- **Problem to solve**:
Leaving out the pictures, retype all the material exactly.

- **Supplied data**:
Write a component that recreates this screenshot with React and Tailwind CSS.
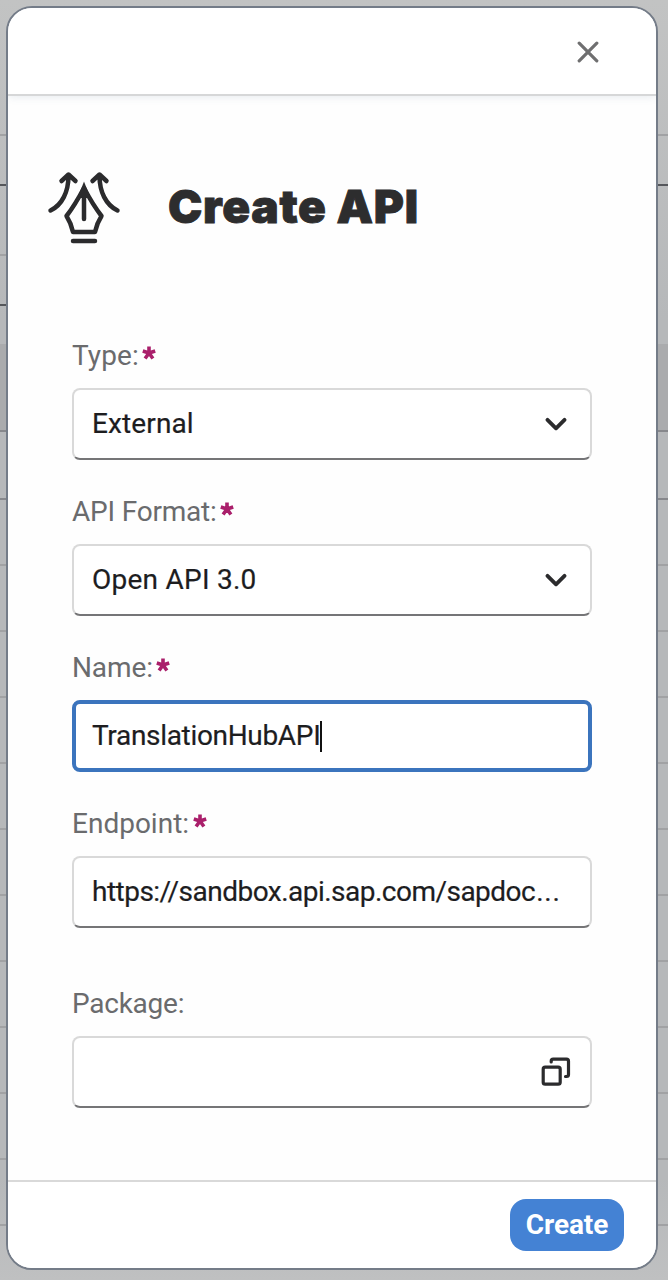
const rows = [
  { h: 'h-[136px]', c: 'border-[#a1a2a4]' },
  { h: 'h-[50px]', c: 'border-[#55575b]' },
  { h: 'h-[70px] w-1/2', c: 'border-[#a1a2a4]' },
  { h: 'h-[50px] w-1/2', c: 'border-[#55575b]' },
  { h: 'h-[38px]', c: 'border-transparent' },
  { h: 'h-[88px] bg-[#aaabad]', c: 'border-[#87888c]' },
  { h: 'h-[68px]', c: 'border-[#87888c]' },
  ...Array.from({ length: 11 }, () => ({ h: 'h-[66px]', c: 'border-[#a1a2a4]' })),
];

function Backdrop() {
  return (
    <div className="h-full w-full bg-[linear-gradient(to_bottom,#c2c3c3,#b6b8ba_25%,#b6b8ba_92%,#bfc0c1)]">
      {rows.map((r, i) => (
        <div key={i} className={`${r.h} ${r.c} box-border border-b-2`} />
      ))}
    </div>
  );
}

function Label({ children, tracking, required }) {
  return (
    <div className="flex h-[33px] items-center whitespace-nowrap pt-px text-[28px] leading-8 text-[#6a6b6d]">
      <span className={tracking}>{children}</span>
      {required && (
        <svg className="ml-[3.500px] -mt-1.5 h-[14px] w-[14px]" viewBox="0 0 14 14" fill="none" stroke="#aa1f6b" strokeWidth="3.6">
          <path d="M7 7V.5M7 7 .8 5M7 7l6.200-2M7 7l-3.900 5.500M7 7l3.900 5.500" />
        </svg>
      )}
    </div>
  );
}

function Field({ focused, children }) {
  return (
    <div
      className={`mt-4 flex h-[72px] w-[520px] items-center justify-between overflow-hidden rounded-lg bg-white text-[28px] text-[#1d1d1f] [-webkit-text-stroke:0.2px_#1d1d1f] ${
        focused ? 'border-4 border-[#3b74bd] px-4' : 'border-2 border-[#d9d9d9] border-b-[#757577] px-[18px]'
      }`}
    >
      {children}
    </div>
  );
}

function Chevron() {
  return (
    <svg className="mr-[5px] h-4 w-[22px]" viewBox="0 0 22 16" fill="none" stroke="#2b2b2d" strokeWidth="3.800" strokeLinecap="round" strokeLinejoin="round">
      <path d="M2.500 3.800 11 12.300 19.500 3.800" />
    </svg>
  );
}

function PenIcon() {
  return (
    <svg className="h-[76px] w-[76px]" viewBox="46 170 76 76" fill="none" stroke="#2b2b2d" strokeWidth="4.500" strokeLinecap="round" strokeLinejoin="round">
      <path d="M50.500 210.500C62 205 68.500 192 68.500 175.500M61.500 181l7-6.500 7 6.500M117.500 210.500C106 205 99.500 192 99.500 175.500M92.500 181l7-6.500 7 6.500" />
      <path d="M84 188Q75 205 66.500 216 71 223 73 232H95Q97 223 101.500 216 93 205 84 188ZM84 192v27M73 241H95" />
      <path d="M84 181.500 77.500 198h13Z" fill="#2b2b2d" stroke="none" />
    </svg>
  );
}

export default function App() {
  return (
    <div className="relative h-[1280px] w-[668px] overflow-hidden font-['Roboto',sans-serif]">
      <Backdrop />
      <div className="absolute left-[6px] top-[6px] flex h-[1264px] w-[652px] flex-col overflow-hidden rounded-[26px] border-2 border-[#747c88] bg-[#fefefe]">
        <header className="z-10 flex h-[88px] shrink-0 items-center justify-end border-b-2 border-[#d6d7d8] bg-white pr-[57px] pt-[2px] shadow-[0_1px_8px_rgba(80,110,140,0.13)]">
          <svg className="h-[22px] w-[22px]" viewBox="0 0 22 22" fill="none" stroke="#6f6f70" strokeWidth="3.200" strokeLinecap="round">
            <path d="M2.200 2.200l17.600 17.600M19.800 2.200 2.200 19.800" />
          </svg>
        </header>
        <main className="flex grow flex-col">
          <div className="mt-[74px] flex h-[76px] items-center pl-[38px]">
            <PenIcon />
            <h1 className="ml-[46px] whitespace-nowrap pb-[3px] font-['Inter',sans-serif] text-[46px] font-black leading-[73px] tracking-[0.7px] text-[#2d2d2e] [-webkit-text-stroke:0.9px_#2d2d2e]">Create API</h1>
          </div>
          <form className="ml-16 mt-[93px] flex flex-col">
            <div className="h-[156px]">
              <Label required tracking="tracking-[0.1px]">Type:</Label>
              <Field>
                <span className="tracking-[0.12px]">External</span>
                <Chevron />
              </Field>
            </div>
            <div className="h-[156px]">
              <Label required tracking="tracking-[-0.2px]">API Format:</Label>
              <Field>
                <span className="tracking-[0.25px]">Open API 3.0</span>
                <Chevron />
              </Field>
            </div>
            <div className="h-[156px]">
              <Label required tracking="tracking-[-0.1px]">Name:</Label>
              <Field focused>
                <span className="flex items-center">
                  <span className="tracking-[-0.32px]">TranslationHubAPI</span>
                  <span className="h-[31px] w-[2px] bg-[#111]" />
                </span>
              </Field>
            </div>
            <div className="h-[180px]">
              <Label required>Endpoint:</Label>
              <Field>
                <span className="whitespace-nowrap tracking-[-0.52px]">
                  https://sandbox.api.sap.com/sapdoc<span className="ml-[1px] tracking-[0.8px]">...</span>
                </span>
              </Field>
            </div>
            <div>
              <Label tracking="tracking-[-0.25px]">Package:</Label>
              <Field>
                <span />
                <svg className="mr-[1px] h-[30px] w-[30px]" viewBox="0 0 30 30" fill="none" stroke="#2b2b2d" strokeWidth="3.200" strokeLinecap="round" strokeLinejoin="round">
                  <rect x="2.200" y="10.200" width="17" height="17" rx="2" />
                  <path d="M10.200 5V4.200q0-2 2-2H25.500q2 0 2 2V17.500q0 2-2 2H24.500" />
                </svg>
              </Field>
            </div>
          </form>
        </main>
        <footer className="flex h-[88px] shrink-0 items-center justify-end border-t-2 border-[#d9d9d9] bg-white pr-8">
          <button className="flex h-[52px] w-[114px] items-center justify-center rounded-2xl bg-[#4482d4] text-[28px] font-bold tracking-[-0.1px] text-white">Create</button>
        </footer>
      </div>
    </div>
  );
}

- **Problem solution**:
Write a component that recreates this screenshot with React and Tailwind CSS.
const rows = [
  { h: 'h-[136px]', c: 'border-[#a1a2a4]' },
  { h: 'h-[50px]', c: 'border-[#55575b]' },
  { h: 'h-[70px] w-1/2', c: 'border-[#a1a2a4]' },
  { h: 'h-[50px] w-1/2', c: 'border-[#55575b]' },
  { h: 'h-[38px]', c: 'border-transparent' },
  { h: 'h-[88px] bg-[#aaabad]', c: 'border-[#87888c]' },
  { h: 'h-[68px]', c: 'border-[#87888c]' },
  ...Array.from({ length: 11 }, () => ({ h: 'h-[66px]', c: 'border-[#a1a2a4]' })),
];

function Backdrop() {
  return (
    <div className="h-full w-full bg-[linear-gradient(to_bottom,#c2c3c3,#b6b8ba_25%,#b6b8ba_92%,#bfc0c1)]">
      {rows.map((r, i) => (
        <div key={i} className={`${r.h} ${r.c} box-border border-b-2`} />
      ))}
    </div>
  );
}

function Label({ children, tracking, required }) {
  return (
    <div className="flex h-[33px] items-center whitespace-nowrap pt-px text-[28px] leading-8 text-[#6a6b6d]">
      <span className={tracking}>{children}</span>
      {required && (
        <svg className="ml-[3.500px] -mt-1.5 h-[14px] w-[14px]" viewBox="0 0 14 14" fill="none" stroke="#aa1f6b" strokeWidth="3.6">
          <path d="M7 7V.5M7 7 .8 5M7 7l6.200-2M7 7l-3.900 5.500M7 7l3.900 5.500" />
        </svg>
      )}
    </div>
  );
}

function Field({ focused, children }) {
  return (
    <div
      className={`mt-4 flex h-[72px] w-[520px] items-center justify-between overflow-hidden rounded-lg bg-white text-[28px] text-[#1d1d1f] [-webkit-text-stroke:0.2px_#1d1d1f] ${
        focused ? 'border-4 border-[#3b74bd] px-4' : 'border-2 border-[#d9d9d9] border-b-[#757577] px-[18px]'
      }`}
    >
      {children}
    </div>
  );
}

function Chevron() {
  return (
    <svg className="mr-[5px] h-4 w-[22px]" viewBox="0 0 22 16" fill="none" stroke="#2b2b2d" strokeWidth="3.800" strokeLinecap="round" strokeLinejoin="round">
      <path d="M2.500 3.800 11 12.300 19.500 3.800" />
    </svg>
  );
}

function PenIcon() {
  return (
    <svg className="h-[76px] w-[76px]" viewBox="46 170 76 76" fill="none" stroke="#2b2b2d" strokeWidth="4.500" strokeLinecap="round" strokeLinejoin="round">
      <path d="M50.500 210.500C62 205 68.500 192 68.500 175.500M61.500 181l7-6.500 7 6.500M117.500 210.500C106 205 99.500 192 99.500 175.500M92.500 181l7-6.500 7 6.500" />
      <path d="M84 188Q75 205 66.500 216 71 223 73 232H95Q97 223 101.500 216 93 205 84 188ZM84 192v27M73 241H95" />
      <path d="M84 181.500 77.500 198h13Z" fill="#2b2b2d" stroke="none" />
    </svg>
  );
}

export default function App() {
  return (
    <div className="relative h-[1280px] w-[668px] overflow-hidden font-['Roboto',sans-serif]">
      <Backdrop />
      <div className="absolute left-[6px] top-[6px] flex h-[1264px] w-[652px] flex-col overflow-hidden rounded-[26px] border-2 border-[#747c88] bg-[#fefefe]">
        <header className="z-10 flex h-[88px] shrink-0 items-center justify-end border-b-2 border-[#d6d7d8] bg-white pr-[57px] pt-[2px] shadow-[0_1px_8px_rgba(80,110,140,0.13)]">
          <svg className="h-[22px] w-[22px]" viewBox="0 0 22 22" fill="none" stroke="#6f6f70" strokeWidth="3.200" strokeLinecap="round">
            <path d="M2.200 2.200l17.600 17.600M19.800 2.200 2.200 19.800" />
          </svg>
        </header>
        <main className="flex grow flex-col">
          <div className="mt-[74px] flex h-[76px] items-center pl-[38px]">
            <PenIcon />
            <h1 className="ml-[46px] whitespace-nowrap pb-[3px] font-['Inter',sans-serif] text-[46px] font-black leading-[73px] tracking-[0.7px] text-[#2d2d2e] [-webkit-text-stroke:0.9px_#2d2d2e]">Create API</h1>
          </div>
          <form className="ml-16 mt-[93px] flex flex-col">
            <div className="h-[156px]">
              <Label required tracking="tracking-[0.1px]">Type:</Label>
              <Field>
                <span className="tracking-[0.12px]">External</span>
                <Chevron />
              </Field>
            </div>
            <div className="h-[156px]">
              <Label required tracking="tracking-[-0.2px]">API Format:</Label>
              <Field>
                <span className="tracking-[0.25px]">Open API 3.0</span>
                <Chevron />
              </Field>
            </div>
            <div className="h-[156px]">
              <Label required tracking="tracking-[-0.1px]">Name:</Label>
              <Field focused>
                <span className="flex items-center">
                  <span className="tracking-[-0.32px]">TranslationHubAPI</span>
                  <span className="h-[31px] w-[2px] bg-[#111]" />
                </span>
              </Field>
            </div>
            <div className="h-[180px]">
              <Label required>Endpoint:</Label>
              <Field>
                <span className="whitespace-nowrap tracking-[-0.52px]">
                  https://sandbox.api.sap.com/sapdoc<span className="ml-[1px] tracking-[0.8px]">...</span>
                </span>
              </Field>
            </div>
            <div>
              <Label tracking="tracking-[-0.25px]">Package:</Label>
              <Field>
                <span />
                <svg className="mr-[1px] h-[30px] w-[30px]" viewBox="0 0 30 30" fill="none" stroke="#2b2b2d" strokeWidth="3.200" strokeLinecap="round" strokeLinejoin="round">
                  <rect x="2.200" y="10.200" width="17" height="17" rx="2" />
                  <path d="M10.200 5V4.200q0-2 2-2H25.500q2 0 2 2V17.500q0 2-2 2H24.500" />
                </svg>
              </Field>
            </div>
          </form>
        </main>
        <footer className="flex h-[88px] shrink-0 items-center justify-end border-t-2 border-[#d9d9d9] bg-white pr-8">
          <button className="flex h-[52px] w-[114px] items-center justify-center rounded-2xl bg-[#4482d4] text-[28px] font-bold tracking-[-0.1px] text-white">Create</button>
        </footer>
      </div>
    </div>
  );
}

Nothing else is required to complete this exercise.